Material supplied:

——————————

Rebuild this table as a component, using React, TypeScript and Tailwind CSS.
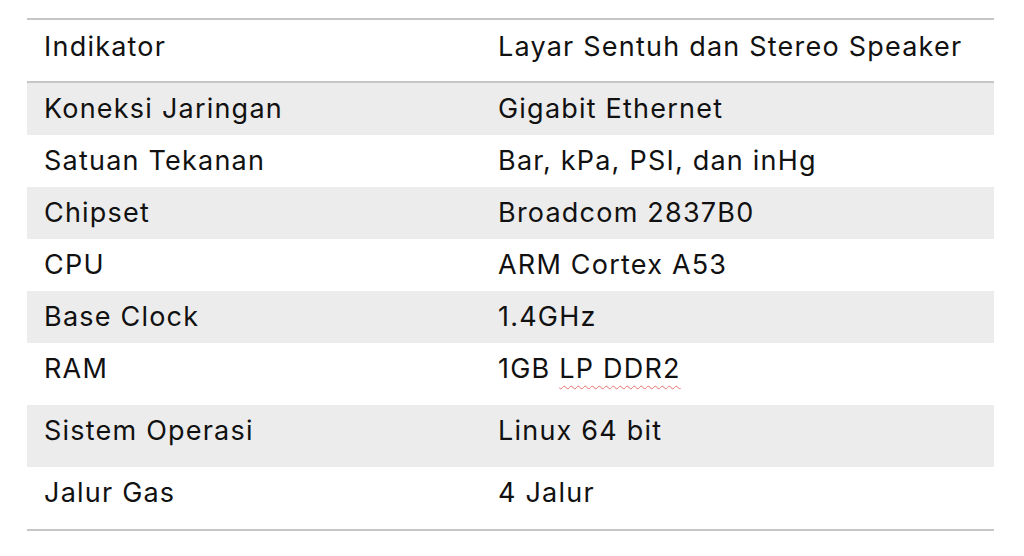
const rows: { label: string; value: React.ReactNode; tall?: boolean }[] = [
  { label: "Koneksi Jaringan", value: "Gigabit Ethernet" },
  { label: "Satuan Tekanan", value: "Bar, kPa, PSI, dan inHg" },
  { label: "Chipset", value: "Broadcom 2837B0" },
  { label: "CPU", value: "ARM Cortex A53" },
  { label: "Base Clock", value: "1.4GHz" },
  {
    label: "RAM",
    value: (
      <>
        1GB{" "}
        <span className="underline decoration-wavy decoration-[#e8736b] decoration-1 underline-offset-[7px]">
          LP DDR2
        </span>
      </>
    ),
    tall: true,
  },
  { label: "Sistem Operasi", value: "Linux 64 bit", tall: true },
  { label: "Jalur Gas", value: "4 Jalur", tall: true },
];

export default function App() {
  return (
    <div className="w-[1024px] h-[556px] bg-white pt-[18px] pl-[27px] font-['Inter',sans-serif] text-[27px] leading-[30px] tracking-[0.045em] text-[#111]">
      <div className="w-[967px] border-y-2 border-[#c6c6c6]">
        <div className="flex border-b-2 border-[#c6c6c6] pt-[12px] pb-[19px]">
          <div className="w-[454px] pl-[17px]">Indikator</div>
          <div className="flex-1 pl-[17px]">Layar Sentuh dan Stereo Speaker</div>
        </div>
        {rows.map((r, i) => (
          <div
            key={r.label}
            className={`flex ${i % 2 === 0 ? "bg-[#ececec]" : ""} ${r.tall ? "pt-[11px] pb-[21px]" : "pt-[11px] pb-[11px]"}`}
          >
            <div className="w-[454px] pl-[17px]">{r.label}</div>
            <div className="flex-1 pl-[17px]">{r.value}</div>
          </div>
        ))}
      </div>
    </div>
  );
}
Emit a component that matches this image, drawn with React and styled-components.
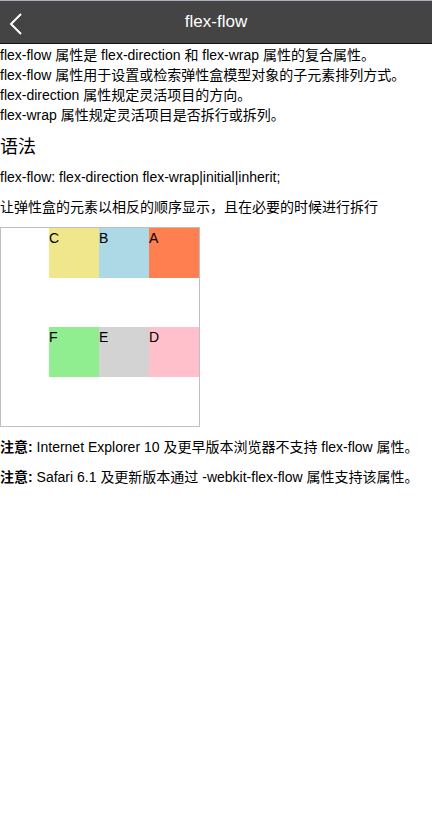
import styled, { createGlobalStyle } from 'styled-components';

const GlobalStyle = createGlobalStyle`
  * {
    box-sizing: border-box;
  }

  body {
    margin: 0;
    background: #fff;
    color: #000;
    font-family: 'Liberation Sans', 'Noto Sans CJK SC', sans-serif;
  }
`;

const items = [
  { id: 'A', color: 'coral' },
  { id: 'B', color: 'lightblue' },
  { id: 'C', color: 'khaki' },
  { id: 'D', color: 'pink' },
  { id: 'E', color: 'lightgrey' },
  { id: 'F', color: 'lightgreen' },
];

const App = () => {
  return (
    <>
      <GlobalStyle />
      <Header>
        <BackButton aria-label='back'>
          <svg width='14' height='22' viewBox='0 0 14 22' fill='none'>
            <path d='M12 1 L2 11 L12 21' stroke='#fff' strokeWidth='2' />
          </svg>
        </BackButton>
        <HeaderTitle>flex-flow</HeaderTitle>
      </Header>
      <Content>
        <Intro>
          flex-flow 属性是 flex-direction 和 flex-wrap 属性的复合属性。
          <br />
          flex-flow 属性用于设置或检索弹性盒模型对象的子元素排列方式。
          <br />
          flex-direction 属性规定灵活项目的方向。
          <br />
          flex-wrap 属性规定灵活项目是否拆行或拆列。
        </Intro>
        <Heading>语法</Heading>
        <Text>flex-flow: flex-direction flex-wrap|initial|inherit;</Text>
        <Text>让弹性盒的元素以相反的顺序显示，且在必要的时候进行拆行</Text>
        <Demo>
          {items.map(({ id, color }) => (
            <Item key={id} $bg={color}>
              {id}
            </Item>
          ))}
        </Demo>
        <Note>
          <b>注意:</b> Internet Explorer 10 及更早版本浏览器不支持 flex-flow 属性。
        </Note>
        <Note>
          <b>注意:</b> Safari 6.1 及更新版本通过 -webkit-flex-flow 属性支持该属性。
        </Note>
      </Content>
    </>
  );
};

const Header = styled.header`
  position: relative;
  height: 44px;
  display: flex;
  align-items: center;
  justify-content: center;
  background: #444;
  border-top: 1px solid #a9b0bc;
  border-bottom: 1px solid #111;
`;

const BackButton = styled.button`
  position: absolute;
  left: 9px;
  top: 12px;
  padding: 0;
  border: none;
  background: none;
  display: flex;
`;

const HeaderTitle = styled.h1`
  margin: 0;
  font-size: 17px;
  font-weight: normal;
  color: #fff;
`;

const Content = styled.main`
  font-size: 14px;
  line-height: 20px;
  padding-top: 1px;
`;

const Intro = styled.p`
  margin: 0;
`;

const Heading = styled.h2`
  margin: 10px 0 8px;
  font-size: 18px;
  font-weight: normal;
  line-height: 24px;
`;

const Text = styled.p`
  margin: 0 0 10px;
`;

const Demo = styled.div`
  width: 200px;
  height: 200px;
  border: 1px solid #c0c0c0;
  display: flex;
  flex-flow: row-reverse wrap;
`;

const Item = styled.div`
  width: 50px;
  height: 50px;
  background: ${(p) => p.$bg};
  font-size: 14px;
  line-height: 20px;
`;

const Note = styled.p`
  margin: 10px 0 0;

  b {
    font-weight: bold;
  }
`;

export default App;
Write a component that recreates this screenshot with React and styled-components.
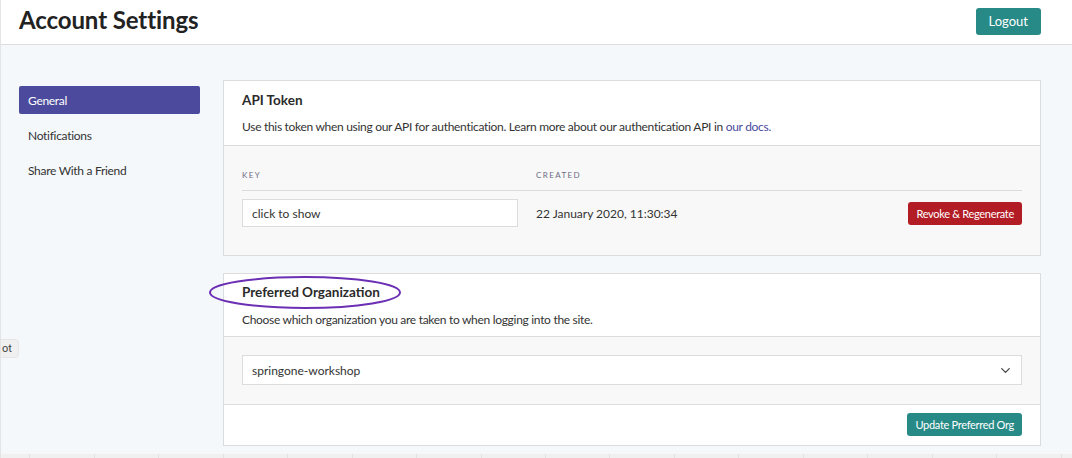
import React from 'react'
import styled, { createGlobalStyle } from 'styled-components'
import { ChevronDown } from 'lucide-react'

const GlobalStyle = createGlobalStyle`
  html, body {
    margin: 0;
    padding: 0;
    background: #fff;
    font-family: 'Lato', 'Open Sans', sans-serif;
    color: #333;
  }
  * { box-sizing: border-box; }
`

const Page = styled.div`
  width: 1072px;
  height: 458px;
  display: flex;
  flex-direction: column;
  position: relative;
  overflow: hidden;
  border-left: 1px solid #e4e4e4;
`

const Header = styled.header`
  height: 45px;
  flex: none;
  display: flex;
  align-items: center;
  justify-content: space-between;
  padding: 0 31px 0 18px;
  background: #fff;
  border-bottom: 1px solid #dedede;
`

const Title = styled.h1`
  margin: 0;
  font-size: 24px;
  font-weight: 700;
  color: #222;
  letter-spacing: -0.1px;
  position: relative;
  top: -3px;
`

const Button = styled.button`
  border: none;
  border-radius: 3px;
  color: #fff;
  font-family: inherit;
  font-size: ${p => p.size || 11}px;
  letter-spacing: ${p => (p.size ? 0 : -0.3)}px;
  padding: 0 ${p => p.pad || 8}px;
  height: ${p => p.h || 23}px;
  background: ${p => (p.danger ? '#b21c25' : '#278a87')};
  cursor: pointer;
  position: relative;
  top: ${p => p.lift || 0}px;
`

const Body = styled.main`
  flex: 1;
  display: flex;
  background: #f5f8fb;
  padding: 35px 31px 0 18px;
  gap: 23px;
`

const Sidebar = styled.nav`
  width: 181px;
  flex: none;
  display: flex;
  flex-direction: column;
  padding-top: 6px;
`

const NavItem = styled.div`
  height: 28px;
  display: flex;
  align-items: center;
  padding-left: 9px;
  margin-bottom: 7px;
  font-size: 12px;
  letter-spacing: -0.3px;
  border-radius: 2px;
  color: ${p => (p.active ? '#fff' : '#333')};
  background: ${p => (p.active ? '#4b4a9c' : 'transparent')};
`

const Content = styled.div`
  flex: 1;
  display: flex;
  flex-direction: column;
  gap: 17px;
`

const Card = styled.section`
  background: #fff;
  border: 1px solid #dcdcdc;
  position: relative;
`

const CardHead = styled.div`
  padding: ${p => (p.tight ? '10px 18px 9px' : '11px 18px 11px')};
  border-bottom: 1px solid #dcdcdc;
`

const CardTitle = styled.h2`
  margin: 0 0 ${p => (p.tight ? 12 : 11)}px;
  font-size: 13.5px;
  font-weight: 700;
  color: #2a2a2a;
`

const Desc = styled.p`
  margin: 0;
  font-size: 12px;
  letter-spacing: -0.3px;
  color: #333;
  a { color: #4b4a9c; text-decoration: none; }
`

const CardBody = styled.div`
  background: #f8f8f8;
  padding: ${p => p.pad || '20px 18px 28px'};
  border-bottom: ${p => (p.divided ? '1px solid #dcdcdc' : 'none')};
`

const Grid = styled.div`
  display: grid;
  grid-template-columns: 294px 1fr auto;
  align-items: center;
`

const Label = styled.div`
  font-size: 8px;
  letter-spacing: 1.4px;
  color: #6b6b85;
  padding: 4px 0 10px;
  border-bottom: 1px solid #dcdcdc;
`

const Cell = styled.div`
  padding-top: 8px;
  font-size: 12px;
  color: #333;
  justify-self: ${p => (p.end ? 'end' : 'stretch')};
`

const Input = styled.div`
  width: 276px;
  height: 28px;
  border: 1px solid #dcdcdc;
  background: #fff;
  display: flex;
  align-items: center;
  padding-left: 9px;
  font-size: 12px;
  color: #333;
`

const Select = styled(Input)`
  width: 100%;
  height: 30px;
  justify-content: space-between;
  padding-right: 8px;
  svg { color: #444; }
`

const CardFoot = styled.div`
  display: flex;
  justify-content: flex-end;
  padding: 8px 18px 9px;
`

const Ellipse = styled.svg`
  position: absolute;
  left: -15px;
  top: 2px;
  overflow: visible;
  pointer-events: none;
`

const Tip = styled.div`
  position: absolute;
  left: -5px;
  top: 339px;
  height: 19px;
  padding: 0 6px 0 5px;
  display: flex;
  align-items: center;
  background: #f0f0f0;
  border: 1px solid #e6e6e6;
  border-radius: 4px;
  font-family: 'Roboto', sans-serif;
  font-size: 11px;
  color: #444;
`

const Strip = styled.div`
  height: 4px;
  flex: none;
  background: repeating-linear-gradient(90deg, #f0f0f0 0 28px, #e2e2e2 28px 29px, #f0f0f0 29px 64.5px);
`

export default function App() {
  return (
    <>
      <GlobalStyle />
      <Page>
        <Header>
          <Title>Account Settings</Title>
          <Button size={13} h={27} pad={13} lift={-1}>Logout</Button>
        </Header>
        <Body>
          <Sidebar>
            <NavItem active>General</NavItem>
            <NavItem>Notifications</NavItem>
            <NavItem>Share With a Friend</NavItem>
          </Sidebar>
          <Content>
            <Card>
              <CardHead>
                <CardTitle>API Token</CardTitle>
                <Desc>
                  Use this token when using our API for authentication. Learn more about our authentication API in <a href="#">our docs.</a>
                </Desc>
              </CardHead>
              <CardBody>
                <Grid>
                  <Label>KEY</Label>
                  <Label>CREATED</Label>
                  <Label>&nbsp;</Label>
                  <Cell><Input>click to show</Input></Cell>
                  <Cell>22 January 2020, 11:30:34</Cell>
                  <Cell end="1"><Button danger>Revoke &amp; Regenerate</Button></Cell>
                </Grid>
              </CardBody>
            </Card>
            <Card>
              <CardHead tight>
                <CardTitle tight>Preferred Organization</CardTitle>
                <Desc>Choose which organization you are taken to when logging into the site.</Desc>
              </CardHead>
              <CardBody pad="18px 18px 19px" divided>
                <Select>
                  springone-workshop
                  <ChevronDown size={15} strokeWidth={2} />
                </Select>
              </CardBody>
              <CardFoot>
                <Button>Update Preferred Org</Button>
              </CardFoot>
              <Ellipse width="192" height="33">
                <ellipse cx="96" cy="16.5" rx="95" ry="15.5" fill="none" stroke="#6b2fb3" strokeWidth="2" />
              </Ellipse>
            </Card>
          </Content>
        </Body>
        <Strip />
        <Tip>ot</Tip>
      </Page>
    </>
  )
}
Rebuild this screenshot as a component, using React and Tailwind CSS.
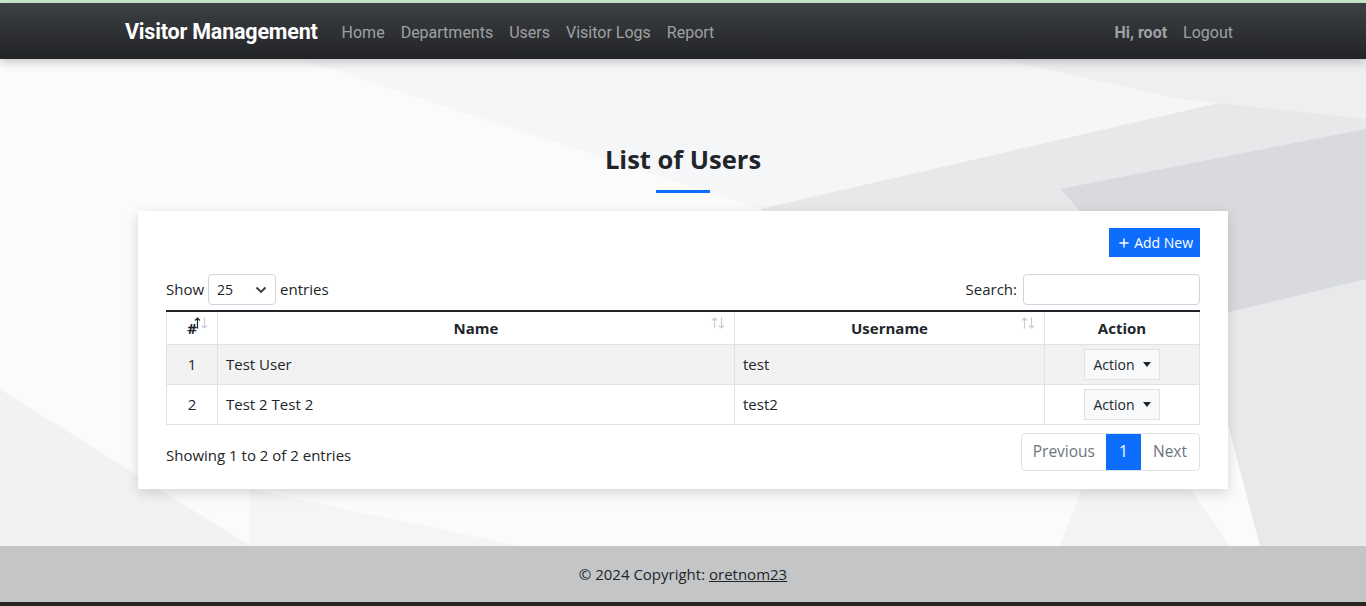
import { Plus } from "lucide-react";

const rows = [
  { id: 1, name: "Test User", username: "test" },
  { id: 2, name: "Test 2 Test 2", username: "test2" },
];

function SortIcon({ active }) {
  return (
    <svg
      className="absolute right-[9px] top-[5px]"
      width="14"
      height="12"
      viewBox="0 0 14 12"
      fill="none"
      strokeWidth="1.2"
    >
      <path d="M3.5 11.5V1 M1 3.5 3.5 1 6 3.5" stroke={active ? "#212529" : "#c9ccd0"} />
      <path d="M10.5 0.5V11 M8 8.5 10.5 11 13 8.5" stroke="#c9ccd0" />
    </svg>
  );
}

function Backdrop() {
  return (
    <svg className="absolute inset-0 h-full w-full" viewBox="0 0 1366 487" preserveAspectRatio="none">
      <rect width="1366" height="487" fill="#fbfbfb" />
      <polygon points="300,0 1366,0 1366,110 760,150" fill="#f5f6f7" />
      <polygon points="760,150 1366,10 1366,200 1050,320" fill="#e6e8ea" />
      <polygon points="1000,0 1366,0 1366,60 1180,40" fill="#eeeff0" />
      <polygon points="1060,130 1366,70 1366,330 1180,260" fill="#d8dadd" />
      <polygon points="1200,260 1366,220 1366,487 1260,487" fill="#e7e9eb" />
      <polygon points="1120,330 1230,487 1060,487" fill="#f2f3f4" />
      <polygon points="0,330 250,487 0,487" fill="#f1f2f3" />
      <polygon points="250,430 520,487 250,487" fill="#f4f5f6" />
    </svg>
  );
}

export default function App() {
  return (
    <div className="flex h-[606px] flex-col bg-[#2a2421] font-['Open_Sans',sans-serif] text-[#212529]">
      <div className="h-[3px] bg-[#c8e6c9]" />
      <nav className="relative z-10 flex h-[56px] shrink-0 items-center bg-gradient-to-b from-[#3e4144] to-[#212326] px-[125px] pt-[3px] shadow-[0_4px_8px_rgba(0,0,0,0.18)] font-['Roboto',sans-serif]">
        <span className="text-[21.5px] font-bold text-white tracking-[-0.2px]">Visitor Management</span>
        <div className="ml-[24px] flex items-center gap-[16px] text-[16px] text-[#9fa1a3]">
          <span>Home</span>
          <span>Departments</span>
          <span>Users</span>
          <span>Visitor Logs</span>
          <span>Report</span>
        </div>
        <div className="ml-auto mr-[8px] flex items-center gap-[16px] text-[16px] text-[#9fa1a3]">
          <span className="font-bold">Hi, root</span>
          <span>Logout</span>
        </div>
      </nav>

      <main className="relative flex-1 overflow-hidden">
        <Backdrop />
        <div className="relative flex flex-col items-center pt-[83px]">
          <h1 className="text-[25.5px] font-bold leading-[35px]">List of Users</h1>
          <div className="mt-[13px] h-[3px] w-[54px] bg-[#0d6efd]" />
          <div className="mt-[18px] w-[1090px] bg-white px-[28px] pt-[17px] pb-[18px] shadow-[0_4px_12px_rgba(0,0,0,0.15)]">
            <div className="flex justify-end">
              <button className="flex h-[29px] items-center gap-[3px] bg-[#0d6efd] pl-[8px] pr-[7px] text-[14px] text-white">
                <Plus size={14} strokeWidth={2.5} />
                Add New
              </button>
            </div>
            <div className="mt-[17px] flex items-center justify-between text-[15px]">
              <div className="flex items-center gap-[4px]">
                <span>Show</span>
                <div className="flex h-[31px] w-[68px] items-center justify-between rounded-[4px] border border-[#ced4da] px-[8px] text-[14px]">
                  <span>25</span>
                  <svg width="12" height="8" viewBox="0 0 12 8" fill="none" stroke="#343a40" strokeWidth="1.8">
                    <path d="M1.5 1.5 6 6 10.5 1.5" />
                  </svg>
                </div>
                <span>entries</span>
              </div>
              <div className="flex items-center gap-[6px]">
                <span>Search:</span>
                <div className="h-[31px] w-[177px] rounded-[4px] border border-[#ced4da]" />
              </div>
            </div>

            <table className="mt-[5px] w-full border-collapse text-[15px]">
              <thead>
                <tr className="border-t-2 border-t-[#212529] font-bold">
                  <th className="relative h-[33px] w-[51px] border border-[#dee2e6] border-t-[#212529] text-center">
                    #
                    <SortIcon active />
                  </th>
                  <th className="relative w-[517px] border border-[#dee2e6] border-t-[#212529] text-center">
                    Name
                    <SortIcon />
                  </th>
                  <th className="relative w-[310px] border border-[#dee2e6] border-t-[#212529] text-center">
                    Username
                    <SortIcon />
                  </th>
                  <th className="border border-[#dee2e6] border-t-[#212529] text-center">Action</th>
                </tr>
              </thead>
              <tbody>
                {rows.map((r, i) => (
                  <tr key={r.id} className={i === 0 ? "bg-[#f2f2f2]" : "bg-white"}>
                    <td className="h-[40px] border border-[#dee2e6] text-center">{r.id}</td>
                    <td className="border border-[#dee2e6] px-[8px]">{r.name}</td>
                    <td className="border border-[#dee2e6] px-[8px]">{r.username}</td>
                    <td className="border border-[#dee2e6] text-center">
                      <button className="inline-flex h-[31px] items-center gap-[8px] border border-[#dee2e6] bg-[#f8f9fa] px-[8px] text-[14px]">
                        Action
                        <span className="h-0 w-0 border-x-[4px] border-t-[5px] border-x-transparent border-t-[#212529]" />
                      </button>
                    </td>
                  </tr>
                ))}
              </tbody>
            </table>

            <div className="mt-[8px] flex items-center justify-between text-[15px]">
              <span className="pt-[8px]">Showing 1 to 2 of 2 entries</span>
              <div className="flex h-[38px] overflow-hidden rounded-[4px] border border-[#dee2e6] text-[15.5px]">
                <span className="flex items-center px-[11px] text-[#6c757d]">Previous</span>
                <span className="flex w-[35px] items-center justify-center bg-[#0d6efd] text-white">1</span>
                <span className="flex items-center px-[12px] text-[#6c757d]">Next</span>
              </div>
            </div>
          </div>
        </div>
      </main>

      <footer className="flex h-[56px] shrink-0 items-center justify-center bg-[#c4c5c7] text-[15px]">
        <span>
          © 2024 Copyright: <span className="underline">oretnom23</span>
        </span>
      </footer>
      <div className="h-[4px] shrink-0 bg-[#2a2421]" />
    </div>
  );
}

——————————

Job:
Among the lines of the data above, count those holding "this" and state only the number.

Finished exercise:
5